Trasformare una casa occupata in un rifugio per migranti non costituisce reato: i giudici di Torino assolvono gli attivisti di Chez JésOulx
Sembra essersi definitivamente chiusa la partita giuridica che si è aperta attorno a quella rinominata “Chez JésOulx“, ovvero una casa occupata in Val Susa e trasformata da un gruppo di attivisti in un rifugio per migranti: a chiudere la partita – ci arriveremo a breve – è stato il tribunale di Torino che ha assolto gli attivisti che erano stati denunciati, dando anche seguito a una similare sentenza già pronunciata – in un caso separato – dalla Corte d’Appello del capoluogo sabaudo.
Partendo dal principio, è utile ricordare che della casa occupata si parla almeno dal 2018: fu proprio in quell’anno – al centro di un’ampia ondata migratoria che passava per le Alpi piemontesi – che gli attivisti decisero di forzare gli ingressi dell’abitazione (d’altra parte abbandonata da parecchi anni, ma pur sempre proprietà demaniale), prenderne possesso e trasformarla in un rifugio autogestito per migranti.
Al suo ingresso – testimoniarono le telecamere della DIGOS – transitarono centinaia e centinaia di migranti che lì trovarono un vero e proprio presidio di accoglienza per aiutarli a superare il complesso inverno alpino: trattandosi di una casa occupata, però, negli anni vi sono stati diversi tentativi di sgombero e altrettante ri-occupazioni, nel corso dei quali sono stati denunciati decine e decine di attivisti.
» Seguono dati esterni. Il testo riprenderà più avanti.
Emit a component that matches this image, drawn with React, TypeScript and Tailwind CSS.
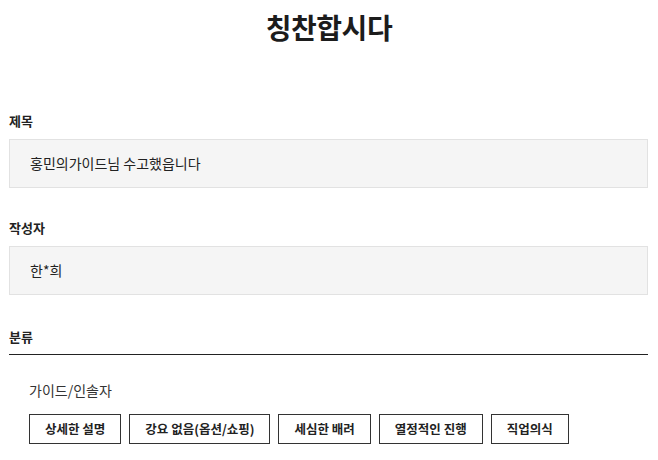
const FONT = "font-['Noto_Sans_CJK_KR','Noto_Sans',sans-serif]";

const tags = ["상세한 설명", "강요 없음(옵션/쇼핑)", "세심한 배려", "열정적인 진행", "직업의식"];

function Field({ label, value, className }: { label: string; value: string; className?: string }) {
  return (
    <div className={className}>
      <div className="text-[13px] leading-[20px] font-bold text-[#222]">{label}</div>
      <div className="mt-[8px] h-[49px] flex items-center px-[20px] bg-[#f5f5f5] border border-[#e2e2e2] text-[14px] text-[#222]">
        {value}
      </div>
    </div>
  );
}

export default function App() {
  return (
    <div className={`${FONT} bg-white w-[658px] h-[460px] overflow-hidden`}>
      <h1 className="pt-[10px] text-center text-[28px] leading-[34px] font-bold text-[#1c1c1c] tracking-[-0.5px]">
        칭찬합시다
      </h1>

      <div className="ml-[9px] mr-[10px]">
        <Field label="제목" value="홍민의가이드님 수고했읍니다" className="mt-[67px]" />
        <Field label="작성자" value="한*희" className="mt-[30px]" />

        <div className="mt-[32px] pb-[7px] border-b border-[#222] text-[13px] leading-[20px] font-bold text-[#222]">
          분류
        </div>

        <div className="pl-[20px]">
          <div className="mt-[25px] text-[14px] leading-[20px] text-[#333]">가이드/인솔자</div>
          <div className="mt-[14px] flex gap-[8px]">
            {tags.map((t) => (
              <span
                key={t}
                className="h-[30px] px-[15px] flex items-center border border-[#333] text-[12.5px] font-bold text-[#222]"
              >
                {t}
              </span>
            ))}
          </div>
        </div>
      </div>
    </div>
  );
}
Casa occupata trasformata in un rifugio di migranti: per i giudici non si configura alcun reato
La prima volta che la casa occupata in Val Susa è finita sui banchi di un tribunale erano stato imputate 19 persone con l’ipotesi di reato di invasione di edifici privati: solamente lo scorso anno – precisamente a novembre – la Corte d’Appello aveva assolto tutti e diciannove i soggetti, appellandosi all’articolo 54 del Codice penale che sancisce il principio di “necessità” quando si commette un reato al fine di “salvare sé o altri” da un potenziale pericolo di morte.
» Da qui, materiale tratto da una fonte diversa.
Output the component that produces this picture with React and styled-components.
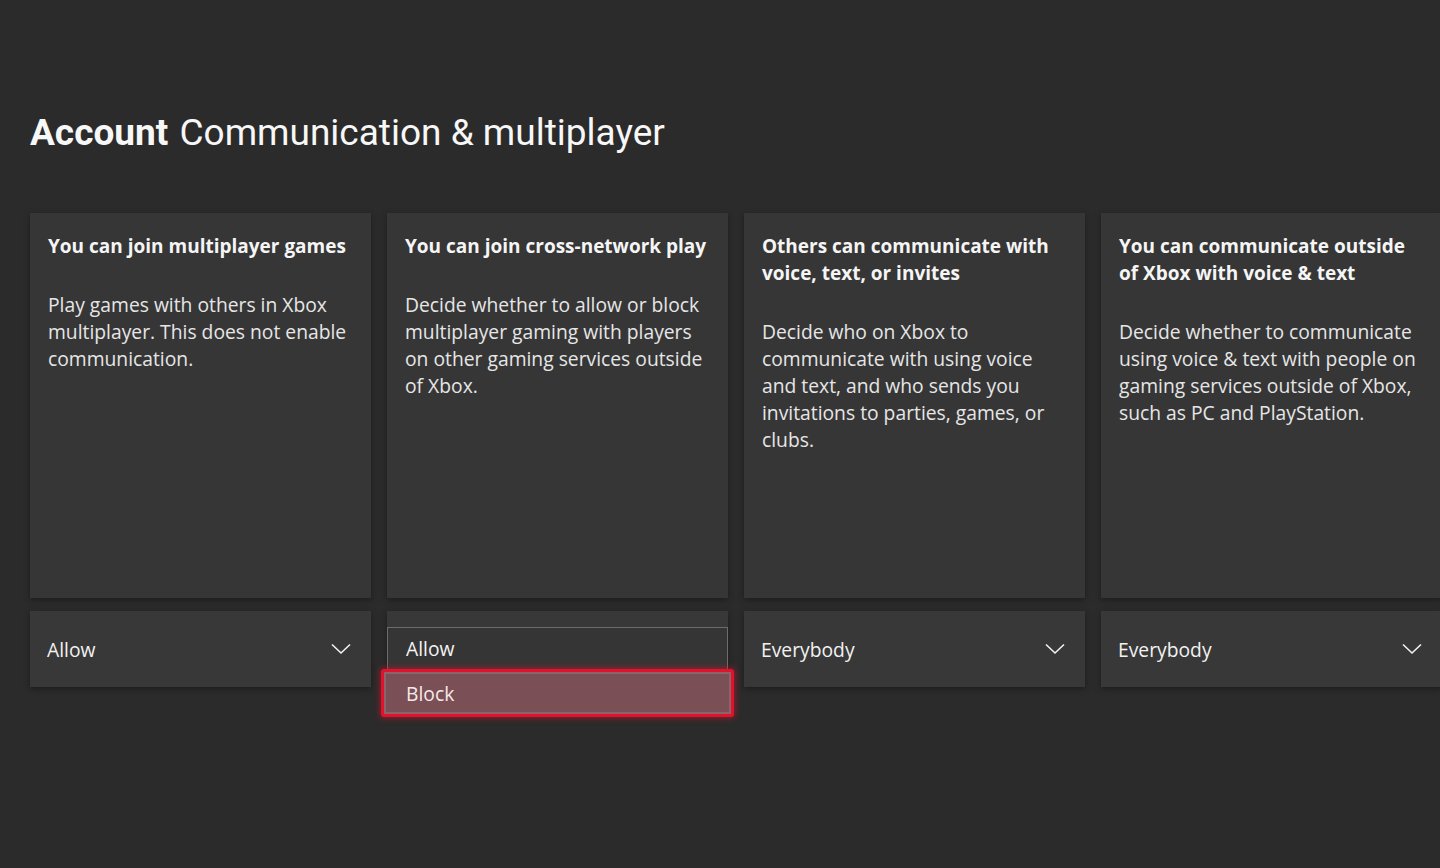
import React from 'react';
import styled, { createGlobalStyle } from 'styled-components';

const Global = createGlobalStyle`
  html, body {
    margin: 0;
    padding: 0;
    background: #2b2b2b;
    height: 100%;
  }
  body {
    font-family: "Open Sans", "Noto Sans", sans-serif;
    color: #f2f2f2;
    overflow: hidden;
  }
`;

const Page = styled.div`
  width: 1440px;
  height: 868px;
  overflow: hidden;
  background: #2b2b2b;
  padding: 108px 0 0 30px;
  box-sizing: border-box;
`;

const Title = styled.h1`
  margin: 0 0 55px;
  font-family: Roboto, "Liberation Sans", sans-serif;
  font-size: 37px;
  font-weight: 400;
  line-height: 50px;
  color: #f7f7f7;

  b {
    font-weight: 700;
    margin-right: 2px;
  }
`;

const Columns = styled.div`
  display: flex;
  gap: 16px;
  width: max-content;
`;

const Column = styled.div`
  width: 341px;
  display: flex;
  flex-direction: column;
  gap: 13px;
`;

const Card = styled.div`
  height: 385px;
  background: #363636;
  box-shadow: 0 2px 6px rgba(0, 0, 0, 0.35);
  padding: 20px 18px;
  box-sizing: border-box;
`;

const Heading = styled.h2`
  margin: 0 0 31px;
  font-size: 19px;
  font-weight: 700;
  line-height: 27px;
  color: #f5f5f5;
`;

const Body = styled.p`
  margin: 0;
  font-size: 19.3px;
  line-height: 27px;
  color: #e6e6e6;
`;

const SelectWrap = styled.div`
  position: relative;
  height: 76px;
`;

const Select = styled.div`
  height: 76px;
  background: #383838;
  box-shadow: 0 2px 6px rgba(0, 0, 0, 0.35);
  display: flex;
  align-items: center;
  justify-content: space-between;
  padding: 0 20px 0 17px;
  box-sizing: border-box;
  font-size: 19.3px;
  color: #f2f2f2;
`;

const Popup = styled.div`
  position: absolute;
  top: 16px;
  left: 0;
  right: 0;
  border: 1px solid #6c6c6c;
  background: #353535;
  z-index: 2;
`;

const Option = styled.div`
  position: relative;
  height: ${p => (p.$active ? '48px' : '41px')};
  display: flex;
  align-items: center;
  padding: 0 18px;
  font-size: 19.3px;
  color: #f4f4f4;
  box-sizing: border-box;
  ${p =>
    p.$active &&
    `
    margin: 0 -7px -12px;
    padding: 0 22px;
    background: #7a4f55;
    border: 3px solid #e3112c;
    border-radius: 3px;
    box-shadow: 0 0 6px 1px rgba(230, 20, 45, 0.55), inset 0 0 0 2px rgba(255,255,255,0.12);
    color: #f6e9ea;
  `}
`;

const Chevron = () => (
  <svg width="20" height="12" viewBox="0 0 20 12" fill="none">
    <path d="M1 1.5 L10 10 L19 1.5" stroke="#f2f2f2" strokeWidth="1.6" />
  </svg>
);

const settings = [
  {
    heading: 'You can join multiplayer games',
    body: 'Play games with others in Xbox multiplayer. This does not enable communication.',
    value: 'Allow'
  },
  {
    heading: 'You can join cross-network play',
    body: 'Decide whether to allow or block multiplayer gaming with players on other gaming services outside of Xbox.',
    value: 'Allow',
    open: ['Allow', 'Block'],
    active: 'Block'
  },
  {
    heading: 'Others can communicate with voice, text, or invites',
    body: 'Decide who on Xbox to communicate with using voice and text, and who sends you invitations to parties, games, or clubs.',
    value: 'Everybody'
  },
  {
    heading: 'You can communicate outside of Xbox with voice & text',
    body: 'Decide whether to communicate using voice & text with people on gaming services outside of Xbox, such as PC and PlayStation.',
    value: 'Everybody'
  }
];

export default function App() {
  return (
    <Page>
      <Global />
      <Title><b>Account</b> Communication &amp; multiplayer</Title>
      <Columns>
        {settings.map(s => (
          <Column key={s.heading}>
            <Card>
              <Heading>{s.heading}</Heading>
              <Body>{s.body}</Body>
            </Card>
            <SelectWrap>
              <Select>
                <span>{s.open ? '' : s.value}</span>
                {!s.open && <Chevron />}
              </Select>
              {s.open && (
                <Popup>
                  {s.open.map(o => (
                    <Option key={o} $active={o === s.active}>{o}</Option>
                  ))}
                </Popup>
              )}
            </SelectWrap>
          </Column>
        ))}
      </Columns>
    </Page>
  );
}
Secondo i giudici, infatti, la casa occupata doveva essere inserita nella cornice degli ampi afflussi di migranti, della scarsità delle strutture di accoglienza (a Bardonecchia vi erano solo due letti governativamente disposti, oltre ad altri 20 notturni offerti dai Salesiani) e dei 15 decessi di richiedenti asilo dovuti all’inospitalità del territorio alpino: aspetti che resero Chez JésOulx un presidio – appunto – utile per salvare vite umane.
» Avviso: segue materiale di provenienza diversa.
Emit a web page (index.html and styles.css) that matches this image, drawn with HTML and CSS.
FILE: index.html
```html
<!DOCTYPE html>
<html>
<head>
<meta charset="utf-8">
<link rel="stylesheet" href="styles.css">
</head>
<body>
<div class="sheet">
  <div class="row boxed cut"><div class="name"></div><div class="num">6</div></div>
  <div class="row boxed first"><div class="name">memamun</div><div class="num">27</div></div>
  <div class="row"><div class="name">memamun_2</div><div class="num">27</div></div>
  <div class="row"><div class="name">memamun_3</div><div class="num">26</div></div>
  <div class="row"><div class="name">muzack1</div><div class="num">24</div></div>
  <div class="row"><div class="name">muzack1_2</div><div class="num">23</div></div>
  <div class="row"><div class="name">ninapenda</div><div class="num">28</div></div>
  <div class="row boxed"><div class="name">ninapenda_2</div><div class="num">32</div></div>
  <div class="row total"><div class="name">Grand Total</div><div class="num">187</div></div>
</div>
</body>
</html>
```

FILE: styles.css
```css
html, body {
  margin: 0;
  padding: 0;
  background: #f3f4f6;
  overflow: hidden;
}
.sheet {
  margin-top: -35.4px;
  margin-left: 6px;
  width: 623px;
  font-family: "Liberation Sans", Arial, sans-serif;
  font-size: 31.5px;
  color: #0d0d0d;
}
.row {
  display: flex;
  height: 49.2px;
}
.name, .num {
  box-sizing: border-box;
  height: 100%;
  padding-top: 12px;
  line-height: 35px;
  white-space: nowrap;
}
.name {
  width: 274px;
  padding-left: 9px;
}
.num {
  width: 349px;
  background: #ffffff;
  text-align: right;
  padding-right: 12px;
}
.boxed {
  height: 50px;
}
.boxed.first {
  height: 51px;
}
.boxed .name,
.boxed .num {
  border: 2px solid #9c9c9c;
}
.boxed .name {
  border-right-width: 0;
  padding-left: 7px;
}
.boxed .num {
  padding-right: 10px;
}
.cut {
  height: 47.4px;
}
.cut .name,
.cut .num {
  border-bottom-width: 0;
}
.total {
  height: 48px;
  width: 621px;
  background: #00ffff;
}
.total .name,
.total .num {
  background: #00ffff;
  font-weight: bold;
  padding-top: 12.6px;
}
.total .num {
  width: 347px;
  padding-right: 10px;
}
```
Oltre a quel caso, contestualmente se ne aprì – sempre lo scorso anno – un secondo a carico di altri 13 attivisti, responsabili di una nuova occupazione dopo l’ultimo sgombero: a chiudere la partita è stato il giudice monocratico di Torino che ha fatto fede alla pronuncia della Corte d’Appello nel definire che l’operato degli attivisti denunciati era – esattamente come nel primo caso – fine esclusivamente a salvare le vite dei migranti.